Jumat 26 Sep 2014 18:30 WIB
Kabar dari Tanah Suci

Gelar Haji untuk Sang Loper Koran

Red:

Oleh: Neni Ridarineni -- Aktif, kreatif, dan selalu berpikir positif. Boleh jadi, hal-hal itulah yang telah mengantarkan Sadino, loper koran berusia 72 tahun, menunaikan ibadah haji.

"Alhamdulillah, saya bisa menunaikan ibadah haji karena panggilan Allah dan usaha saya. Kalau tidak berusaha dan karena panggilan Allah, saya belum bisa sampai sini. Saya tidak terbayang bisa melihat Ka’bah," kata kakek kelahiran Wonosobo, Jawa Tengah, 30 April 1942 ini.

Dalam kesehariannya, Sadino mengaku mau mengerjakan apa saja yang bermanfaat bagi orang lain. Mulai dari memperbaiki WC mampet, listrik yang korsleting, menjadi tukang pijat, memandikan jenazah, hingga memperbaiki kubah masjid yang bocor. Bahkan, kata Sadino, dia merupakan satu-satunya orang di Depok, Jawa Barat, yang bisa memperbaiki kubah bocor.

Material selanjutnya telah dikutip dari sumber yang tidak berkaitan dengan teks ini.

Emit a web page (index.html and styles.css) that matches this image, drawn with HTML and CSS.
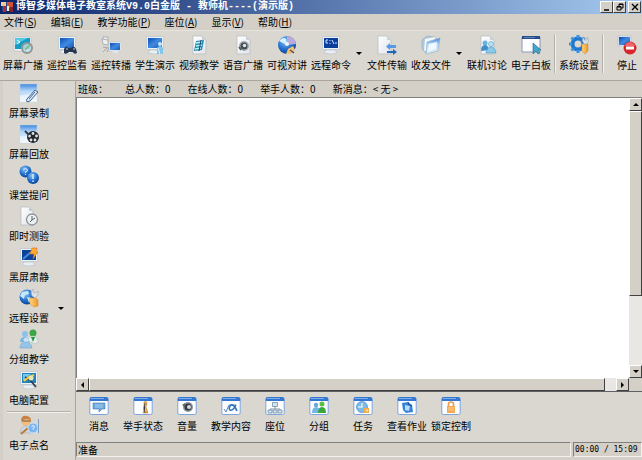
FILE: index.html
```html
<!DOCTYPE html>
<html lang="zh-CN">
<head>
<meta charset="utf-8">
<meta name="viewport" content="width=device-width,initial-scale=1">
<title>博智多媒体电子教室系统V9.0白金版</title>
<link rel="stylesheet" href="styles.css">
</head>
<body>

<!-- shared gradients and icon parts -->
<svg class="defs" aria-hidden="true">
  <defs>
    <linearGradient id="gBlue" x1="0" y1="0" x2="1" y2="1"><stop offset="0" stop-color="#0c4cb4"/><stop offset=".5" stop-color="#3f8be0"/><stop offset="1" stop-color="#1b57b5"/></linearGradient>
    <linearGradient id="gSky" x1="0" y1="0" x2="0" y2="1"><stop offset="0" stop-color="#3f86df"/><stop offset=".4" stop-color="#b8d9f8"/><stop offset="1" stop-color="#e6f2fd"/></linearGradient>
    <linearGradient id="gPaper" x1="0" y1="0" x2="1" y2="1"><stop offset="0" stop-color="#fff"/><stop offset="1" stop-color="#dfe4ea"/></linearGradient>
    <radialGradient id="gBall" cx=".4" cy=".3" r=".7"><stop offset="0" stop-color="#8cc4f8"/><stop offset=".6" stop-color="#2371cd"/><stop offset="1" stop-color="#0d459c"/></radialGradient>
    <linearGradient id="gGold" x1="0" y1="0" x2="1" y2="0"><stop offset="0" stop-color="#ffd778"/><stop offset="1" stop-color="#ee962b"/></linearGradient>
  </defs>
  <symbol id="monitor" viewBox="0 0 20 20">
    <path d="M5 15h9l2 3q-6 2-13 0z" fill="#e9eef3" stroke="#b4bec8" stroke-width=".6"/>
    <rect x="1.5" y="1.5" width="17" height="13" rx="1" fill="#edf2f6" stroke="#b4c0cb" stroke-width=".7"/>
    <rect x="3" y="3" width="14" height="10" fill="url(#gBlue)"/>
  </symbol>
  <symbol id="page" viewBox="0 0 20 20">
    <path d="M4 1h9l4 4v14H4z" fill="url(#gPaper)" stroke="#b3bac2" stroke-width=".7"/>
    <path d="M13 1v4h4z" fill="#cad2da"/>
  </symbol>
  <symbol id="win" viewBox="0 0 20 20">
    <rect x=".8" y="1.5" width="18.4" height="17" rx="1.5" fill="#fcfdff" stroke="#7da5dc"/>
    <path d="M.8 5V3Q.8 1 3 1h14q2.200 0 2.200 2v2z" fill="#3577d0"/>
    <path d="M2 2.500h13" stroke="#8fbcf1" stroke-width=".8"/>
  </symbol>
  <symbol id="note" viewBox="0 0 20 20">
    <path d="M1 1h17v18H1z" fill="url(#gSky)" stroke="#bdd0e5" stroke-width=".5"/>
    <path d="M1 12q9 1 17-5v12H1z" fill="#fff" fill-opacity=".5"/>
  </symbol>
</svg>

<header class="titlebar">
  <svg class="logo" viewBox="0 0 12 12"><path d="M1 1h9v9H1z" fill="#264c8d"/><path d="M0 1h5v4H0z" fill="#eecb9d"/><path d="M6 1h6v6H6z" fill="#cf5034"/><path d="M2 5h3v6H2z" fill="#b4272e"/><path d="M6 5h2v5H6z" fill="#f8e8d0"/><path d="M9 6h3v5H9z" fill="#872229"/></svg>
  <h1>博智多媒体电子教室系统V9.0白金版 - 教师机----(演示版)</h1>
  <div class="win-buttons">
    <button aria-label="最小化"><svg viewBox="0 0 10 8"><path d="M2 7h5" stroke="#000" stroke-width="1.500"/></svg></button>
    <button aria-label="还原"><svg viewBox="0 0 10 8"><path d="M4 3V1h4v4H6M4 1.500h4M2 3.500h4V7H2zM2 4h4" fill="none" stroke="#000"/></svg></button>
    <button class="close" aria-label="关闭"><svg viewBox="0 0 10 8"><path d="M2 1l6 6M8 1L2 7" stroke="#000" stroke-width="1.400"/></svg></button>
  </div>
</header>

<nav class="menubar">
  <button>文件(<u>S</u>)</button>
  <button>编辑(<u>E</u>)</button>
  <button>教学功能(<u>P</u>)</button>
  <button>座位(<u>A</u>)</button>
  <button>显示(<u>V</u>)</button>
  <button>帮助(<u>H</u>)</button>
</nav>

<div class="toolbar">
  <button class="tool"><svg viewBox="0 0 20 20"><rect x="1" y="2" width="17" height="14" rx="1" fill="#f0f5f7" stroke="#a9bac6" stroke-width=".6"/><path d="M2 3h15v11H2z" fill="#179bc4"/><path d="M2 3h13L2 10z" fill="#55c7e2"/><path d="M4 5l3 2-3 2" stroke="#fff" fill="none"/><circle cx="14" cy="13" r="5" fill="#bfe0e8" fill-opacity=".8" stroke="#8f9693" stroke-width="2"/><path d="M12 15l5-5" stroke="#78b874" stroke-width="1.500"/></svg>屏幕广播</button>
  <button class="tool"><svg viewBox="0 0 20 20"><use href="#monitor"/><path d="M7 18v-4q2-4 4-1h3q3-3 5 1l1 4q-3 2-4-1h-4q-3 3-5 1z" fill="#26354d"/><path d="M9 14h2M16 14h2" stroke="#b4c8e5"/></svg>遥控监看</button>
  <button class="tool"><svg viewBox="0 0 20 20"><path d="M1 4l6 1v5l-5-1zM2 4V2h5v3" fill="#f0f0ee" stroke="#9aa3ab" stroke-width=".8"/><path d="M2 17l4-4M2 12l6 1-2 4" stroke="#a4a7a9" fill="none"/><path d="M8 7h12v9H8z" fill="#eef3f7" stroke="#a8b5c3" stroke-width=".5"/><path d="M9 8h10v7H9z" fill="url(#gBlue)"/><path d="M12 16h5l1 2h-7z" fill="#dfe5eb"/></svg>遥控转播</button>
  <button class="tool"><svg viewBox="0 0 20 20"><use href="#monitor"/><circle cx="15" cy="9" r="2" fill="#c7e7fb"/><path d="M12 13q3-4 6 0v6h-6z" fill="#80c5ee"/><path d="M13 13l2 6" stroke="#e0f4ff"/></svg>学生演示</button>
  <button class="tool"><svg viewBox="0 0 20 20"><use href="#page"/><path d="M7 6l8-1-2 10-8 1z" fill="#238bb2"/><path d="M7 8l6-1M7 11l6-1M6 14l6-1" stroke="#bdf0fa" stroke-width="1.300"/><path d="M12 5l-2 11" stroke="#1a4969"/></svg>视频教学</button>
  <button class="tool"><svg viewBox="0 0 20 20"><use href="#page"/><circle cx="11" cy="11" r="5" fill="#a5abaf"/><circle cx="11" cy="11" r="3.500" fill="#444d54"/><circle cx="11.500" cy="10.500" r="1.800" fill="#dce2e5"/><path d="M6 12l2 3" stroke="#4b555d" stroke-width="1.500"/></svg>语音广播</button>
  <button class="tool"><svg viewBox="0 0 20 20"><circle cx="10" cy="10" r="9" fill="url(#gBall)"/><path d="M10 1a9 9 0 0 1 9 8l-9 1z" fill="#b8a9de"/><path d="M2 6q4-5 7-2l1 6z" fill="#d7f1ff"/><circle cx="10" cy="9" r="2" fill="#eef7fb"/><path d="M11 14l5-3 2 4-5 4h-4z" fill="#f1c17b"/><path d="M13 15l4 3" stroke="#5a4e49" stroke-width="1.500"/></svg>可视对讲</button>
  <button class="tool"><svg viewBox="0 0 20 20"><use href="#monitor"/><path d="M3 3h14v10H3z" fill="#0a3d9c"/><path d="M7 5H5v3h2M9 5v1M9 8v1M11 5l2 4M14 8h2" stroke="#d5e7ff" fill="none"/></svg>远程命令</button>
  <button class="drop" aria-label="远程命令选项"></button>
  <button class="tool"><svg viewBox="0 0 20 20"><path d="M1 1h9l4 4v14H1z" fill="url(#gPaper)" stroke="#b3bac2" stroke-width=".7"/><path d="M10 1v4h4" fill="#ccd4dd"/><path d="M19 10h-6V8l-4 3.500 4 3.500v-2h6z" fill="#5499e6"/><path d="M10 16h6v-2l4 3-4 3v-2h-6z" fill="#2265bb"/></svg>文件传输</button>
  <button class="tool"><svg viewBox="0 0 20 20"><path d="M1 5l5-4 8 1v13l-9 3-4-4z" fill="#b1c9d9" stroke="#8ba7bd" stroke-width=".6"/><path d="M4 4l10-2v12L3 16z" fill="#f2f7fa"/><path d="M6 7l13-4-2 13-12 3z" fill="url(#gSky)" stroke="#89aac3" stroke-width=".6"/><path d="M8 9l8-2-1 7-8 2z" fill="#f3faff"/></svg>收发文件</button>
  <button class="drop" aria-label="收发文件选项"></button>
  <button class="tool"><svg viewBox="0 0 20 20"><use href="#page"/><circle cx="8" cy="8" r="2.500" fill="#69b2dc"/><path d="M4 16q0-6 4-6 3 0 4 5z" fill="#3f8ecb"/><circle cx="14" cy="9" r="2.500" fill="#b7e1f3" stroke="#56a6ce" stroke-width=".6"/><path d="M9 18q1-6 5-6t5 6z" fill="#8bcae8" stroke="#4796c4" stroke-width=".6"/></svg>联机讨论</button>
  <button class="tool"><svg viewBox="0 0 20 20"><path d="M1 2h18v15H1z" fill="#fdfdff" stroke="#8799b5"/><path d="M1 1h18v3H1z" fill="#254d8c"/><path d="M3 2.500h11" stroke="#809bc3" stroke-width=".7"/><path d="M12 8v11l3-3 2 3 2-1-2-3h3z" fill="#40a6cf" stroke="#246485" stroke-width=".6"/></svg>电子白板</button>
  <span class="split"></span>
  <button class="tool"><svg viewBox="0 0 20 20"><circle cx="9" cy="9" r="5.500" fill="none" stroke="#1f78ce" stroke-width="4"/><path d="M9 0v3M9 15v3M0 9h3M2.500 2.500l2 2M15.500 2.500l-2 2M2.500 15.500l2-2" stroke="#3b93e3" stroke-width="3"/><path d="M13 9h6v7l-3 3-3-3z" fill="url(#gGold)" stroke="#cf8026" stroke-width=".5"/><path d="M15 2l-2 3 2 4h3l2-4-2-3v3h-3z" fill="#d9e0e7" stroke="#9ba6af" stroke-width=".6"/></svg>系统设置</button>
  <span class="split"></span>
  <button class="tool last"><svg viewBox="0 0 20 20"><rect x="1" y="1" width="13" height="10" fill="#e8eff6" stroke="#acbac9" stroke-width=".6"/><path d="M2 2h11v8H2z" fill="url(#gBlue)"/><path d="M5 11h5l1 3H3z" fill="#dae3ec"/><circle cx="13" cy="13" r="6.500" fill="#d8262d"/><path d="M7.500 11q5-8 11 0z" fill="#ed6469"/><path d="M9 11.500h8v3H9z" fill="#fff"/></svg>停止</button>
</div>

<div class="workspace">
  <aside class="sidebar">
    <button class="side"><svg viewBox="0 0 20 20"><use href="#note"/><path d="M8 16l8-9 3 2-8 9q-5 2-3-2z" fill="#dce9f5" stroke="#3f608c"/><path d="M10 16l6-7" stroke="#416ba1"/></svg>屏幕录制</button>
    <button class="side"><svg viewBox="0 0 20 20"><use href="#note"/><circle cx="14" cy="13" r="6" fill="#24282c"/><g fill="#dde3e6"><circle cx="14" cy="9.500" r="1.400"/><circle cx="10.500" cy="12" r="1.400"/><circle cx="17.500" cy="12" r="1.400"/><circle cx="12" cy="16" r="1.400"/><circle cx="16" cy="16" r="1.400"/></g><path d="M6 7l4 4" stroke="#353b40" stroke-width="2"/></svg>屏幕回放</button>
    <button class="side"><svg viewBox="0 0 20 20"><circle cx="6.500" cy="6.500" r="6" fill="url(#gBall)"/><path d="M4.500 5q2-3 4 0 0 1-2 2v1M6.500 9v1" fill="none" stroke="#c2e1ff" stroke-width="1.200"/><circle cx="14" cy="13" r="6" fill="url(#gBall)"/><path d="M14 9v5M14 15.500V17" stroke="#d5edff" stroke-width="1.500"/></svg>课堂提问</button>
    <button class="side"><svg viewBox="0 0 20 20"><path d="M2 1h8l4 4v14H2z" fill="url(#gPaper)" stroke="#b3bac2" stroke-width=".7"/><path d="M10 1v4h4" fill="#c5ccd3"/><circle cx="13" cy="13.500" r="5.500" fill="#eef2f4" stroke="#8c9297" stroke-width="1.300"/><path d="M13 10v4l3-2M13 14l-2 2" stroke="#53616c" fill="none"/></svg>即时测验</button>
    <button class="side"><svg viewBox="0 0 20 20"><use href="#monitor"/><path d="M3 3h14v10H3z" fill="#0b4199"/><path d="M4 12l8-7" stroke="#3f8de1" stroke-width="2"/><path d="M13 1h5l-1 4h2l-5 7 1-5h-4z" fill="#ffac2d" stroke="#d86c1b" stroke-width=".6"/></svg>黑屏肃静</button>
    <div class="side-row">
      <button class="side"><svg viewBox="0 0 20 20"><circle cx="8" cy="9" r="7.500" fill="url(#gBall)"/><path d="M3 4l6-1 1 3-4 1-1 4-4-3zM8 9l5 1-3 5z" fill="#c8e8f9"/><path d="M11 10h6l2 2v6l-4 1-4-3z" fill="url(#gGold)" stroke="#d68a30" stroke-width=".5"/><path d="M14 1l-2 3 1 4 3 2 3-3V3l-2 2-3-1z" fill="#dce2e8" stroke="#9da6ae" stroke-width=".6"/></svg>远程设置</button>
      <button class="drop" aria-label="远程设置选项"></button>
    </div>
    <button class="side"><svg viewBox="0 0 20 20"><circle cx="6" cy="5" r="3" fill="#8bc2e8"/><path d="M1 13q0-5 5-5 4 0 5 5z" fill="#77b4e3"/><circle cx="14" cy="4" r="3.500" fill="#3fa348"/><path d="M9 12q0-5 5-5 5 0 5 6l-3 2z" fill="#e3eeeb" stroke="#9ab8ac" stroke-width=".5"/><path d="M12 8l2 5 2-5z" fill="#2b953b"/><circle cx="7" cy="11" r="2.500" fill="#c5e2f8"/><path d="M1 19q0-6 6-6 5 0 6 6z" fill="#96c4e9" stroke="#6b9fc7" stroke-width=".5"/></svg>分组教学</button>
    <button class="side"><svg viewBox="0 0 20 20"><use href="#monitor"/><path d="M3 3h14v10H3z" fill="#2183bd"/><path d="M4 4h8l-8 7z" fill="#76c6e6"/><path d="M6 7l5 3 6 7" stroke="#343c48" stroke-width="1.700" fill="none"/><path d="M5 11l5-4 5-2" stroke="#f6c93f" stroke-width="2" fill="none"/><circle cx="12" cy="8" r="2.500" fill="#e8e5b9"/></svg>电脑配置</button>
    <hr>
    <button class="side"><svg viewBox="0 0 20 20"><circle cx="7" cy="6" r="5" fill="#f4bd7d"/><path d="M2 6q0-6 6-5 4 1 4 4l-5-1z" fill="#c68345"/><path d="M3 6h9" stroke="#6d5646"/><path d="M1 18q1-7 6-7t6 7z" fill="#cbd8e4" stroke="#98a8b7" stroke-width=".5"/><path d="M2 19l7-6" stroke="#c47833" stroke-width="2"/><circle cx="14" cy="13" r="5" fill="#7bb5ed" stroke="#c8e1f8"/><path d="M12.500 11.500q2-2 3 0 0 1-1.500 2v1" stroke="#fff" fill="none"/><path d="M19.500 4v14" stroke="#6991c0" stroke-width=".8"/></svg>电子点名</button>
  </aside>

  <main class="main">
    <div class="info">
      <span>班级：</span><span>总人数：0</span><span>在线人数：0</span><span>举手人数：0</span><span>新消息：&lt; 无 &gt;</span>
    </div>

    <div class="view">
      <div class="canvas"></div>
      <div class="scroll vertical">
        <button class="arrow up" aria-label="向上滚动"></button>
        <div class="track"><div class="thumb"></div></div>
        <button class="arrow down" aria-label="向下滚动"></button>
      </div>
      <div class="scroll horizontal">
        <button class="arrow left" aria-label="向左滚动"></button>
        <div class="track"><div class="thumb"></div></div>
        <button class="arrow right" aria-label="向右滚动"></button>
      </div>
    </div>

    <div class="actions">
      <button class="tool"><svg viewBox="0 0 20 20"><use href="#win"/><path d="M4 7h12v6h-3l-3 3v-3H4z" fill="#6ba8df" stroke="#467fb7" stroke-width=".6"/><path d="M6 9h8M6 11h8" stroke="#c4e0f7" stroke-width=".7"/></svg>消息</button>
      <button class="tool"><svg viewBox="0 0 20 20"><use href="#win"/><path d="M11 6l2-1 1 3-1 3 2 6h-5l1-5z" fill="url(#gGold)" stroke="#a07134" stroke-width=".5"/><path d="M12 7l-1 5 1 5" stroke="#55504c"/></svg>举手状态</button>
      <button class="tool"><svg viewBox="0 0 20 20"><use href="#win"/><circle cx="11" cy="11" r="5" fill="#8e969b"/><circle cx="11" cy="11" r="3.500" fill="#343a41"/><circle cx="12" cy="11" r="2" fill="#d6dade"/><path d="M5 9l3-2v4z" fill="#60676d"/></svg>音量</button>
      <button class="tool"><svg viewBox="0 0 20 20"><use href="#win"/><path d="M3 13l2 3 3-7h7" fill="none" stroke="#5489bf"/><path d="M15 9q-3 6-6 5-2-2 1-5 3-1 6 6" fill="none" stroke="#2f70bd" stroke-width="1.500"/></svg>教学内容</button>
      <button class="tool"><svg viewBox="0 0 20 20"><use href="#win"/><path d="M10 10v3M5 14v-1h10v1" stroke="#8398a9" fill="none"/><path d="M7.500 6.500h5v4h-5zM3 14h4v3H3zM8 14h4v3H8zM13 14h4v3h-4z" fill="#d7e4ee" stroke="#7190a9" stroke-width=".8"/></svg>座位</button>
      <button class="tool"><svg viewBox="0 0 20 20"><use href="#win"/><circle cx="7" cy="9" r="2.200" fill="#65a8df"/><path d="M3 17q0-6 4-6t5 6z" fill="#73b6e5"/><circle cx="13" cy="8" r="2.500" fill="#5cbe45"/><path d="M9 17q0-6 4-6t4 6z" fill="#38a639"/></svg>分组</button>
      <button class="tool"><svg viewBox="0 0 20 20"><use href="#win"/><circle cx="9" cy="11" r="5.500" fill="#7dbae8" stroke="#4989c5" stroke-width=".7"/><path d="M9 7v4H5" stroke="#d9f0ff" stroke-width="1.500" fill="none"/><path d="M11 12h5v5h-5z" fill="#f5ad48"/><circle cx="14" cy="14.500" r="1" fill="#fff0bf"/></svg>任务</button>
      <button class="tool"><svg viewBox="0 0 20 20"><use href="#win"/><path d="M5 7l6-1 4 3 1 7-7 1-3-3z" fill="#3784d7"/><path d="M8 9l5 1-1 5-4-1z" fill="#b7dcfa"/><path d="M11 6l1 3 3 1" stroke="#164e99" fill="none"/></svg>查看作业</button>
      <button class="tool"><svg viewBox="0 0 20 20"><use href="#win"/><path d="M7.500 11V8q0-2 2.500-2t2.500 2v3" stroke="#e69c4f" stroke-width="1.600" fill="none"/><path d="M6 10h8v7H6z" fill="#f4a84f"/><path d="M7 12h6M7 14h6" stroke="#ffd8a3" stroke-width=".8"/></svg>锁定控制</button>
    </div>

    <footer class="status">
      <span class="ready">准备</span>
      <time class="clock">00:00 / 15:09</time>
    </footer>
  </main>
</div>

</body>
</html>
```
FILE: styles.css
```css
*{box-sizing:border-box}
body{margin:0;height:100vh;display:flex;flex-direction:column;overflow:hidden;
     font:10px/14px "Noto Sans CJK SC",sans-serif;background:#d4d0c8;color:#000}
button{margin:0;padding:0;border:none;background:none;font:inherit;color:inherit}
svg{display:block}
.defs{position:absolute;width:0;height:0}

/* title bar */
.titlebar{display:flex;align-items:center;height:14px;padding:0 1px;flex:none;
          background:linear-gradient(90deg,#0a246a,#a6caf0)}
.titlebar h1{flex:1;margin:0 0 0 3px;color:#fff;white-space:nowrap;
             font:bold 10px/14px "Liberation Mono","Noto Sans CJK SC",monospace}
.logo{width:12px;height:12px}
.win-buttons{display:flex}
.win-buttons button,.arrow,.thumb{background:#d4d0c8;border:1px solid;
             border-color:#fff #404040 #404040 #fff}
.win-buttons button{width:13px;height:12px;display:grid;place-items:center}
.win-buttons svg{width:10px;height:8px}
.win-buttons .close{margin-left:2px}

/* menu */
.menubar{display:flex;flex:none;gap:14px;height:16px;padding:1px 4px;white-space:nowrap}

/* big-icon toolbars */
.toolbar{display:flex;flex:none;height:50px;padding:4px 0 0 1px;
         background:#dad7d0;border-top:1px solid #e6e3dd}
.tool{width:44px;flex:none;display:flex;flex-direction:column;align-items:center;
      gap:3px;white-space:nowrap}
.tool svg{width:20px;height:20px}
.tool.last{width:30px;margin-left:auto}
.drop{width:12px;flex:none;display:grid;place-items:center}
.toolbar .drop{height:36px}
.drop::after{content:"";border:3px solid transparent;border-top-color:#000;border-bottom:0}
.split{width:2px;height:38px;margin:0 1px;flex:none;
       border-left:1px solid #b5b1a9;border-right:1px solid #f2f0ec}

/* workspace */
.workspace{display:flex;flex:1;min-height:0;border-top:1px solid #aaa69e}
.sidebar{width:76px;flex:none;padding:2px 4px 0;background:#dad7d0;
         border-left:3px solid #d4d0c8;border-right:1px solid #aaa69e}
.side{display:flex;flex-direction:column;gap:3px;height:41px;width:44px;
      align-items:center;white-space:nowrap}
.side svg{width:20px;height:20px}
.side-row{display:flex;gap:4px}
.sidebar hr{margin:0 0 2px;border:0;border-top:1px solid #b5b1a9;border-bottom:1px solid #f2f0ec}

.main{flex:1;min-width:0;display:flex;flex-direction:column}
.info{display:flex;flex:none;gap:17px;height:17px;padding:1px 2px;white-space:nowrap;
      border-bottom:1px solid #808080}
.view{flex:1;min-height:0;display:grid;
      grid-template-columns:1fr 13px;grid-template-rows:1fr 13px}
.canvas{background:#fff;border-left:1px solid #808080}

/* scrollbars */
.scroll{display:flex;background:#e9e7e3}
.vertical{flex-direction:column}
.arrow{width:13px;height:13px;flex:none;display:grid;place-items:center}
.arrow::after{content:"";border:3px solid transparent}
.up::after{border-bottom-color:#000;border-top:0}
.down::after{border-top-color:#000;border-bottom:0}
.left::after{border-right-color:#000;border-left:0}
.right::after{border-left-color:#000;border-right:0}
.track{flex:1}
.vertical .thumb{height:73%}
.horizontal .thumb{width:98%;height:13px}

/* bottom toolbar + status */
.actions{display:flex;flex:none;height:51px;padding:4px 0 0 1px;
         background:#dad7d0;border-top:1px solid #606060}
.status{display:flex;flex:none;gap:2px;height:18px;padding-bottom:3px}
.ready,.clock{border:1px solid;border-color:#808080 #f4f2ee #f4f2ee #808080}
.ready{flex:1;padding-left:1px;line-height:13px}
.clock{width:69px;padding-left:1px;font:8px/13px "DejaVu Sans Mono",monospace}
```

"Kalau ada orang minta tolong, apa saja saya kerjakan. Pekerjaan yang jorok, seperti memperbaiki WC yang mampet pun saya kerjakan," ujar kakek dari tiga cucu ini. Meskipun sudah berusia lebih dari 70 tahun,  Sadino yang tiba di Makkah pada 19 September lalu sama sekali tak menunjukkan kelelahan. Ia tampak bugar.

Sehari-hari, ia kerap menggunakan sepeda ontel untuk memperlancar aktivitas. "Saya sudah terbiasa naik sepeda mengantar koran setiap hari mulai pukul 04.00 sampai pukul 07.00 WIB. Alhamdulillah, sekarang sehat-sehat saja," katanya.

Walau hanya berijazah sekolah dasar, Sadino mengaku sempat bekerja di PLN, tepatnya di bagian jaga diesel. "Sekarang orang bekerja di PLN ijazahnya minimal S-1, ada S-2 dan S-3. Kalau saya es tong-tong. Dulu tahun 1965 orang gampang sekali dapat pekerjaan. Padahal, setelah lulus SD hanya kursus montir enam bulan," katanya sambil tersenyum.  

Namun, sembari bekerja di PLN, ia menjadi loper koran. Hal itu dilakoninya sejak 1985 hingga sekarang. Sadino yang pensiun dari PLN pada 1999 mengatakan, loper koran itu pekerjaan yang ringan sehingga tidak mengganggu pekerjaan utamanya kala itu sebagai pegawai PLN.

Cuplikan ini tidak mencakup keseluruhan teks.